The United States Food and Drug Administration (FDA) is alerting the public, health care providers, lab personnel, and lab test developers that biotin can significantly interfere with certain lab tests and cause incorrect test results which may go undetected.
According to the FDA, many lab tests use biotin technology due to its ability to bond with specific proteins which can be measured to detect certain health conditions. For example, biotin is used in hormone tests and tests for markers of cardiac health like troponin. Biotin, also known as vitamin B7, is a water-soluble vitamin often found in multi-vitamins, prenatal vitamins, and dietary supplements marketed for hair, skin, and nail growth.
Biotin in blood or other samples taken from patients who are ingesting high levels of biotin in dietary supplements can cause clinically significant incorrect lab test results, which may lead to inappropriate patient management or misdiagnosis. For example, a falsely low result for troponin, a clinically important biomarker to aid in the diagnosis of heart attacks, may lead to a missed diagnosis and potentially serious clinical implications. The FDA has seen an increase in the number of reported adverse events and has received a report that one patient taking high levels of biotin died following falsely low troponin test results when a troponin test known to have biotin interference was used.
Patients and physicians may be unaware of biotin interference in laboratory assays. Even physicians who are aware of this interference are likely unaware as to whether, and how much biotin, patients are taking. Since patients are unaware of biotin interference, patients may not report taking biotin supplements to their physicians, and may even be unaware they are taking biotin (e.g., when taking products generally labeled for their benefits to hair and nails).
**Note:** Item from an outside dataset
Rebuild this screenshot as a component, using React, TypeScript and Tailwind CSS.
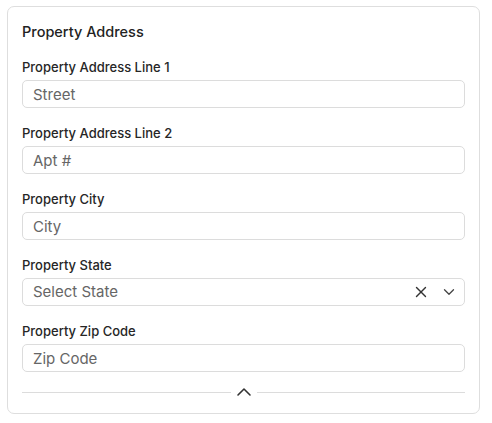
import { X, ChevronDown, ChevronUp } from "lucide-react";

const fields = [
  { label: "Property Address Line 1", placeholder: "Street" },
  { label: "Property Address Line 2", placeholder: "Apt #" },
  { label: "Property City", placeholder: "City" },
];

function Label({ children }: { children: React.ReactNode }) {
  return <div className="text-[13px] leading-[16px] font-medium text-[#262626] mb-[5px]">{children}</div>;
}

export default function App() {
  return (
    <div className="min-h-screen bg-white pt-[6px] pl-[7px]" style={{ fontFamily: "Inter, 'Noto Sans', sans-serif" }}>
      <div className="w-[473px] rounded-[7px] border border-[#dedede] px-[14px] pt-[15px] pb-[15px]">
        <div className="text-[14.5px] leading-[20px] font-medium text-[#222]">Property Address</div>

        <div className="mt-[17px] flex flex-col gap-[17px]">
          {fields.map((f) => (
            <div key={f.label}>
              <Label>{f.label}</Label>
              <input
                placeholder={f.placeholder}
                className="w-full h-[28px] rounded-[5px] border border-[#dcdcdc] px-[10px] text-[15px] text-[#333] placeholder:text-[#666] outline-none"
              />
            </div>
          ))}

          <div>
            <Label>Property State</Label>
            <div className="flex h-[28px] items-center rounded-[5px] border border-[#dcdcdc] pl-[10px] pr-[6px]">
              <span className="flex-1 text-[15px] text-[#666]">Select State</span>
              <X size={18} strokeWidth={1.8} className="text-[#333] mr-[10px]" />
              <ChevronDown size={18} strokeWidth={1.7} className="text-[#444]" />
            </div>
          </div>

          <div>
            <Label>Property Zip Code</Label>
            <input
              placeholder="Zip Code"
              className="w-full h-[28px] rounded-[5px] border border-[#dcdcdc] px-[10px] text-[15px] text-[#333] placeholder:text-[#666] outline-none"
            />
          </div>
        </div>

        <div className="mt-[14px] flex h-[12px] items-center gap-[1px]">
          <div className="flex-1 h-px bg-[#dcdcdc]" />
          <ChevronUp size={24} strokeWidth={1.6} className="text-[#333]" />
          <div className="flex-1 h-px bg-[#dcdcdc]" />
        </div>
      </div>
    </div>
  );
}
The FDA is working with stakeholders to better understand biotin interference with laboratory tests, and to develop additional future recommendations for safe testing in patients who have taken high levels of biotin when using laboratory tests that use biotin technology. The FDA is also monitoring reports of adverse events associated with biotin interference with laboratory tests and will update the public if significant new information becomes available.